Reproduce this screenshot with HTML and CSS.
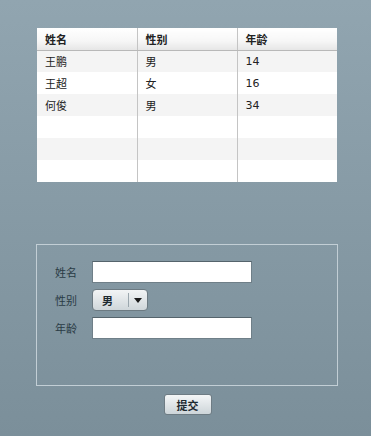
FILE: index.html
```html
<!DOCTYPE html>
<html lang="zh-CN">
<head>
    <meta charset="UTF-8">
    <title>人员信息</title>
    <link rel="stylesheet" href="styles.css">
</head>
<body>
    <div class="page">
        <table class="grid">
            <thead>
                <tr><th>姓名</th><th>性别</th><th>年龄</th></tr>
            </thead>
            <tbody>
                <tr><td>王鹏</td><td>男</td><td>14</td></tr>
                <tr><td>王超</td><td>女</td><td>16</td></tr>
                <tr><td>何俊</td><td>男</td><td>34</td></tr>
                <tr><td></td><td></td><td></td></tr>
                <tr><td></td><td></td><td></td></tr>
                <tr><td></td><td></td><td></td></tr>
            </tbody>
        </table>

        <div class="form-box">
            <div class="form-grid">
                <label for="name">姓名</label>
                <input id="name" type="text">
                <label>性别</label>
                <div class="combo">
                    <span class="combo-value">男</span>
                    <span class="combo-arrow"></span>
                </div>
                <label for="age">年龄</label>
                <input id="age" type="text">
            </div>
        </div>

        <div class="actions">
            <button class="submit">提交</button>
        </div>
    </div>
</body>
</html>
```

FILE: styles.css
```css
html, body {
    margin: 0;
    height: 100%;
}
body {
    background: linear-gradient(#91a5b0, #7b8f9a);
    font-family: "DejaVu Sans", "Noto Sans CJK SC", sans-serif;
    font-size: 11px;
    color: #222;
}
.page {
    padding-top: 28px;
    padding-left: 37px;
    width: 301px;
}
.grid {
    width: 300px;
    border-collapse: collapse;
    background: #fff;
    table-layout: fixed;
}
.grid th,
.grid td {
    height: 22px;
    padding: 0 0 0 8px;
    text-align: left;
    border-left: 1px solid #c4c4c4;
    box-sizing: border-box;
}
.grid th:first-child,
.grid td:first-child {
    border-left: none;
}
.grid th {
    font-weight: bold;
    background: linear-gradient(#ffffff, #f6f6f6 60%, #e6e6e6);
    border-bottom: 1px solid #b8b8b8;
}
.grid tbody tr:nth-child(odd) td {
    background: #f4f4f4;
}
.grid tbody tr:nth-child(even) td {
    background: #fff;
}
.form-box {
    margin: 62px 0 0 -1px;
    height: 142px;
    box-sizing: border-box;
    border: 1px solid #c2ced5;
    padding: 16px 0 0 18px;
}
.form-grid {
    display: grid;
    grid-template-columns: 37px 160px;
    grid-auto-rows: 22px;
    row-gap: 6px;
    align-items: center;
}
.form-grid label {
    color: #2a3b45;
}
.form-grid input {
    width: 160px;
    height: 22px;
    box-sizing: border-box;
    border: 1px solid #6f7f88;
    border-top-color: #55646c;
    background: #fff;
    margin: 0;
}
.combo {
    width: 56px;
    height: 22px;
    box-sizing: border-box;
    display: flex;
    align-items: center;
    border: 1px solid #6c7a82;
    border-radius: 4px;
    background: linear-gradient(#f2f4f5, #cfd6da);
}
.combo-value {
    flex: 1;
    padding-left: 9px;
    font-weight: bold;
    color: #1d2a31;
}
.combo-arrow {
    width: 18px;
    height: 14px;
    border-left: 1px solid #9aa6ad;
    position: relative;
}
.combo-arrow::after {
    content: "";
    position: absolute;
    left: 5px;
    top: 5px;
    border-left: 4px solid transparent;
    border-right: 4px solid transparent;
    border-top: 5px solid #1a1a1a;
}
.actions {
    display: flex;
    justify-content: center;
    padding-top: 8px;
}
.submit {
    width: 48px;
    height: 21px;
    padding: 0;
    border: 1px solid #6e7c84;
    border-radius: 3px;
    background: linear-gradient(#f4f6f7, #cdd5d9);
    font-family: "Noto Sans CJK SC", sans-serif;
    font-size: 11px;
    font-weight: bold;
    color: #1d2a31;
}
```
--
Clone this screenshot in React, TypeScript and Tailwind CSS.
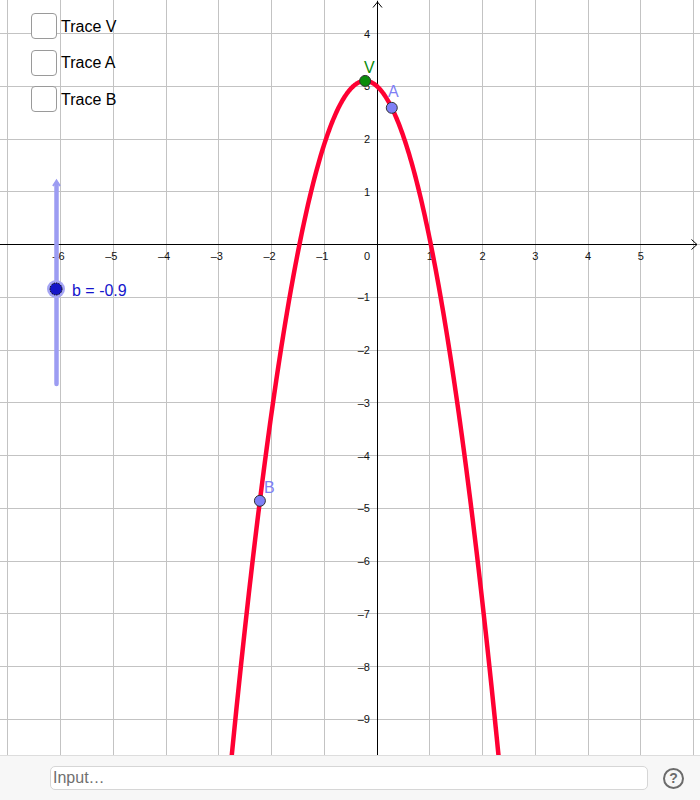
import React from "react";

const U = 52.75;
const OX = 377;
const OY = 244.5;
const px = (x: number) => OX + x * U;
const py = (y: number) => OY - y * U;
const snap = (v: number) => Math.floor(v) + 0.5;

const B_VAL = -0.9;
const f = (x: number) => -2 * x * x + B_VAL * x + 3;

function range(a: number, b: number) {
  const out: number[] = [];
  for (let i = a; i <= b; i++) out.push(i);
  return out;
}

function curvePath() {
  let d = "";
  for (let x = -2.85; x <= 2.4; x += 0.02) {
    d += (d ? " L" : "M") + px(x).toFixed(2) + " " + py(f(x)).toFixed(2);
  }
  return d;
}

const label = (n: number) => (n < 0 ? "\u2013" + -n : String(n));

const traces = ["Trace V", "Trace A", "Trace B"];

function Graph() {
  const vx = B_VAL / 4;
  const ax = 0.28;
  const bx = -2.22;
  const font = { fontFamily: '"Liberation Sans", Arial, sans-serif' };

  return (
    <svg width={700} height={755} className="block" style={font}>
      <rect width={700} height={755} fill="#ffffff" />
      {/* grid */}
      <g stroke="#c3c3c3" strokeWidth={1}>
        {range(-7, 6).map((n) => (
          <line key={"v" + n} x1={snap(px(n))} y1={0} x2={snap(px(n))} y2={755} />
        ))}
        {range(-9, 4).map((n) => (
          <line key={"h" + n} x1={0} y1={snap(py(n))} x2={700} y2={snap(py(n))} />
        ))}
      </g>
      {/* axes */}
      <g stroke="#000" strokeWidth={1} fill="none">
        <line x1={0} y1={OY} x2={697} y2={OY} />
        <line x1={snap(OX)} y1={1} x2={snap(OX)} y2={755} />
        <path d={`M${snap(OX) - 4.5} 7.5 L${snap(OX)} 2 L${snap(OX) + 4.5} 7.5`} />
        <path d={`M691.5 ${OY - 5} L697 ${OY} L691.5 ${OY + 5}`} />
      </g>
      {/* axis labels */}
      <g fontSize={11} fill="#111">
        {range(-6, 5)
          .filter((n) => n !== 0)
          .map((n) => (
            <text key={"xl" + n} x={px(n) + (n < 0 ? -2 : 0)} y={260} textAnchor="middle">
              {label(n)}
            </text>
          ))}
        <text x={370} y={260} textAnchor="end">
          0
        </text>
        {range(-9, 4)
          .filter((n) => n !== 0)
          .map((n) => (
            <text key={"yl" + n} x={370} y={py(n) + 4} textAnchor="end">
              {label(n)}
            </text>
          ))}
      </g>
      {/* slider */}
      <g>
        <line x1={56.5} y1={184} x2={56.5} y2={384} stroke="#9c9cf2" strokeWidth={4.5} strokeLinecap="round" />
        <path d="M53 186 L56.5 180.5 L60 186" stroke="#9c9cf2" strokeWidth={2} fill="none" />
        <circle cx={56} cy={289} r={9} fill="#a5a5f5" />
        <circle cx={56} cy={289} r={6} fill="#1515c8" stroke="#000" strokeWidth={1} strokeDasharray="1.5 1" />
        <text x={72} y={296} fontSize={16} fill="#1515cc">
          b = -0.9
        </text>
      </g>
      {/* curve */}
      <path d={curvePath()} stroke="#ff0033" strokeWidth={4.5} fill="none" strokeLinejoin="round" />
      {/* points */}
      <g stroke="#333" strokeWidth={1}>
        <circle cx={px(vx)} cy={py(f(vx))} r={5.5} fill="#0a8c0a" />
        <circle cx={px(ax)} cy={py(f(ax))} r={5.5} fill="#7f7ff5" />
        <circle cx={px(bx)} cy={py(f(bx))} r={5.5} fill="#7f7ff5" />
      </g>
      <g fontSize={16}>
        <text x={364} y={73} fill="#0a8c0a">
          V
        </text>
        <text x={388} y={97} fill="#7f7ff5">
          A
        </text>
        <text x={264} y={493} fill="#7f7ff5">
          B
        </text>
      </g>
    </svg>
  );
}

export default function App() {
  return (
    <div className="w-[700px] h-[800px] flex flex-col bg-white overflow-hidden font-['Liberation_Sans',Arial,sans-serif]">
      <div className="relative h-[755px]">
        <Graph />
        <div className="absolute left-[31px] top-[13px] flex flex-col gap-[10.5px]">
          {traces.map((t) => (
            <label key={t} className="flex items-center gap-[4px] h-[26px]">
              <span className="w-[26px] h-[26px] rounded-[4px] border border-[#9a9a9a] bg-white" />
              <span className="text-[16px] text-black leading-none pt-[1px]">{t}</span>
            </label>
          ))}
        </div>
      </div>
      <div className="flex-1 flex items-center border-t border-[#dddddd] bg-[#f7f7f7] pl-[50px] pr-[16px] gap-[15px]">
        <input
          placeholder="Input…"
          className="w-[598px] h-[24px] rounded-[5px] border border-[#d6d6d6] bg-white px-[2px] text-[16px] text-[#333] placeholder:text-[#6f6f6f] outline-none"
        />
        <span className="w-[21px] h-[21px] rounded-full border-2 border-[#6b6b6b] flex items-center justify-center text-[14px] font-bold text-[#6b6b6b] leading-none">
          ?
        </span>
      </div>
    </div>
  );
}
---
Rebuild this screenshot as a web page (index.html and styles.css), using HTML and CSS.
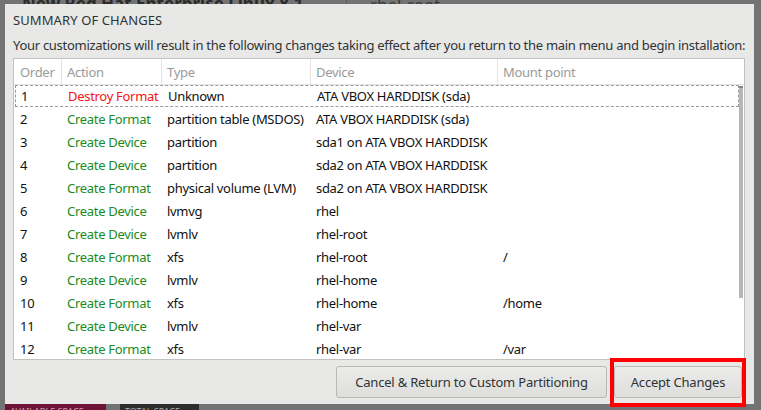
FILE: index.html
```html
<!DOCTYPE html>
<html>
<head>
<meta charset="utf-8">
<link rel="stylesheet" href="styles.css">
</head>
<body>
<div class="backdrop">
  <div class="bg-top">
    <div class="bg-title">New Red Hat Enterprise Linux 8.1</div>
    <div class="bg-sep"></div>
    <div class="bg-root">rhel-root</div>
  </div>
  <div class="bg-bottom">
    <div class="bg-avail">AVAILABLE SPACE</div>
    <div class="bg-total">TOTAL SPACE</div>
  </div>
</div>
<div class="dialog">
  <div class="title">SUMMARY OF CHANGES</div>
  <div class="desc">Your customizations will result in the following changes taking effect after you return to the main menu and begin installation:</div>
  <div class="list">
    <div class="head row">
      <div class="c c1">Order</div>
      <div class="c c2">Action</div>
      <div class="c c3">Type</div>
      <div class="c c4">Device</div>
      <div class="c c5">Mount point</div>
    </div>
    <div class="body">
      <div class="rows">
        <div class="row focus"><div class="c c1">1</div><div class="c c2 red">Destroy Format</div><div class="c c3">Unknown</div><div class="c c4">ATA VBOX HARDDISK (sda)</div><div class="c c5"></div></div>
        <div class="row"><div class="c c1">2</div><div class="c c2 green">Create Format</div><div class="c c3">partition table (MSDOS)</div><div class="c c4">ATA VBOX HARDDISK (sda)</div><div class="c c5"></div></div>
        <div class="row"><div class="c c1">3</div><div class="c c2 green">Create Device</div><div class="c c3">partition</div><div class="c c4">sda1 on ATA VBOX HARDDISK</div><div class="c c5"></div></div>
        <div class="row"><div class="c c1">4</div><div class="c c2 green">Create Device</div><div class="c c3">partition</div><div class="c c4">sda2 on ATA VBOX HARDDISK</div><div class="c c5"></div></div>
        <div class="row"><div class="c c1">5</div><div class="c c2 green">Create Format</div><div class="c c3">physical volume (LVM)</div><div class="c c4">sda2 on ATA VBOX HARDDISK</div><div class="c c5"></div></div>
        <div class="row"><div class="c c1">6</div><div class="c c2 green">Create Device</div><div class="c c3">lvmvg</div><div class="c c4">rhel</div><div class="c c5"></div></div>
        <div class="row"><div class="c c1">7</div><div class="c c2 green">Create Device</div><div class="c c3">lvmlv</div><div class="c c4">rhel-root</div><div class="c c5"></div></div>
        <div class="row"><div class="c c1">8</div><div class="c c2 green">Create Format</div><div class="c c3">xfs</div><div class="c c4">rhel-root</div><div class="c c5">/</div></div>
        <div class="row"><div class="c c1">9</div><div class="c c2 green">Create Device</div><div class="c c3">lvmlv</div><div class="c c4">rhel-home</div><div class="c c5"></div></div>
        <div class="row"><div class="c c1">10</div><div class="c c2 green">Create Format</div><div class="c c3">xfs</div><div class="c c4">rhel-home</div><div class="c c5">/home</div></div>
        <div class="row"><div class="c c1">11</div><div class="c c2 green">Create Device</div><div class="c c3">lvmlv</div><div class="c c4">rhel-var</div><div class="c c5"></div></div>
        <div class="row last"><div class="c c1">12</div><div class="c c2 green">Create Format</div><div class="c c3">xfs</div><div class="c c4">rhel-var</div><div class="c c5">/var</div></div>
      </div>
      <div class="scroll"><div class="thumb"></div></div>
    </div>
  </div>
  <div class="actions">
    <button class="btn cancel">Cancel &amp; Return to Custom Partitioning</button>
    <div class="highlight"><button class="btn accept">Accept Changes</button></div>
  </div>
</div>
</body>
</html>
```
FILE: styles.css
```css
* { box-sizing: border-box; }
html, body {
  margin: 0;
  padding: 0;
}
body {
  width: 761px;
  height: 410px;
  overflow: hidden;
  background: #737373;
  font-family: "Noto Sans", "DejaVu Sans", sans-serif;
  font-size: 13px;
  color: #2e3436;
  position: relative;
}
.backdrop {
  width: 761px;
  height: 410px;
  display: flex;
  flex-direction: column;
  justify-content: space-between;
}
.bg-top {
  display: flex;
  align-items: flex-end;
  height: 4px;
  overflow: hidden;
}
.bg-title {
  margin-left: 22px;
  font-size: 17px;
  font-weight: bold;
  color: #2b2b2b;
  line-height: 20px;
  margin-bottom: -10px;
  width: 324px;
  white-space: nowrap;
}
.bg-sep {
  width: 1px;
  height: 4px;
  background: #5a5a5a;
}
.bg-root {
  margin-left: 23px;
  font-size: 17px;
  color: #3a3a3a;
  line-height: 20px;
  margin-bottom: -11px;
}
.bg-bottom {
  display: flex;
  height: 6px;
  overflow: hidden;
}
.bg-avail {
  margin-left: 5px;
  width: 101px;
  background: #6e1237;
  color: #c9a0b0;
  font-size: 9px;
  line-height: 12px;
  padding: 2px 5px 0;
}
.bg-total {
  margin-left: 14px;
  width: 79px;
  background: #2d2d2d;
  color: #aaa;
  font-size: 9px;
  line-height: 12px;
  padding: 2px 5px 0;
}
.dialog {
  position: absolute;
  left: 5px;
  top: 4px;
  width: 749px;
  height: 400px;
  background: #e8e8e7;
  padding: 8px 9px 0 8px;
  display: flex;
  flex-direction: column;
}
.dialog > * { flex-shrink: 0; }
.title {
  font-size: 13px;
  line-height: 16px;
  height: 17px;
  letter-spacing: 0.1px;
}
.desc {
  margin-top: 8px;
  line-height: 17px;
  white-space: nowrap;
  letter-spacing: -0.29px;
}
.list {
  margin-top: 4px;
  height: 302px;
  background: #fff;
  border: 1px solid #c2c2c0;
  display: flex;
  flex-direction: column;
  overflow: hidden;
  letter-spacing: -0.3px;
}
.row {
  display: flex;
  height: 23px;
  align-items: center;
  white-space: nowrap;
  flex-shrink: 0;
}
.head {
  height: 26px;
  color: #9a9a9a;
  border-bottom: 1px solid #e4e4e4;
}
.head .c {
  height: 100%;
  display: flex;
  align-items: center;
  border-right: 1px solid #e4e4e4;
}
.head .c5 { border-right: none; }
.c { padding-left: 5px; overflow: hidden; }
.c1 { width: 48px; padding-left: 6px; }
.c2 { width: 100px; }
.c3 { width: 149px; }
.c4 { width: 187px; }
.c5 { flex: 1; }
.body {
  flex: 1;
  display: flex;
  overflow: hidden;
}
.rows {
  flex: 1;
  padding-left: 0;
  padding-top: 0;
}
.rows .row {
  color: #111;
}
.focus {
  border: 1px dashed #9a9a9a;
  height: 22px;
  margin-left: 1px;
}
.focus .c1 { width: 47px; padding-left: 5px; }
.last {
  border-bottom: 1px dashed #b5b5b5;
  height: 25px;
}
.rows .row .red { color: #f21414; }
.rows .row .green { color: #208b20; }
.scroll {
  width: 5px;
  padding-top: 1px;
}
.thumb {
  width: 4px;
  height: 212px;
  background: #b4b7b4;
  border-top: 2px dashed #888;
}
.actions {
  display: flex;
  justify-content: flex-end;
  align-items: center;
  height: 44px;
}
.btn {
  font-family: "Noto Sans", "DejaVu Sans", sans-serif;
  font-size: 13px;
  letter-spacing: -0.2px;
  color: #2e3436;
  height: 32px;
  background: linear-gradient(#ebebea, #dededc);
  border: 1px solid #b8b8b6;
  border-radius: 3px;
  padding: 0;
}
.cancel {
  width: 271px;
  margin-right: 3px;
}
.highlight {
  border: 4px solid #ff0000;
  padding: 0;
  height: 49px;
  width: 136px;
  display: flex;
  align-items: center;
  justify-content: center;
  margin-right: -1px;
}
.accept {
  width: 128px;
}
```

=== GOAL OF THE EXERCISE ===
Leave the pictures out and copy exactly the lines from the one with "Clone this screenshot" to the one with "const snap = (v: number)", both included.

=== REPLY ===
Clone this screenshot in React, TypeScript and Tailwind CSS.
import React from "react";

const U = 52.75;
const OX = 377;
const OY = 244.5;
const px = (x: number) => OX + x * U;
const py = (y: number) => OY - y * U;
const snap = (v: number) => Math.floor(v) + 0.5;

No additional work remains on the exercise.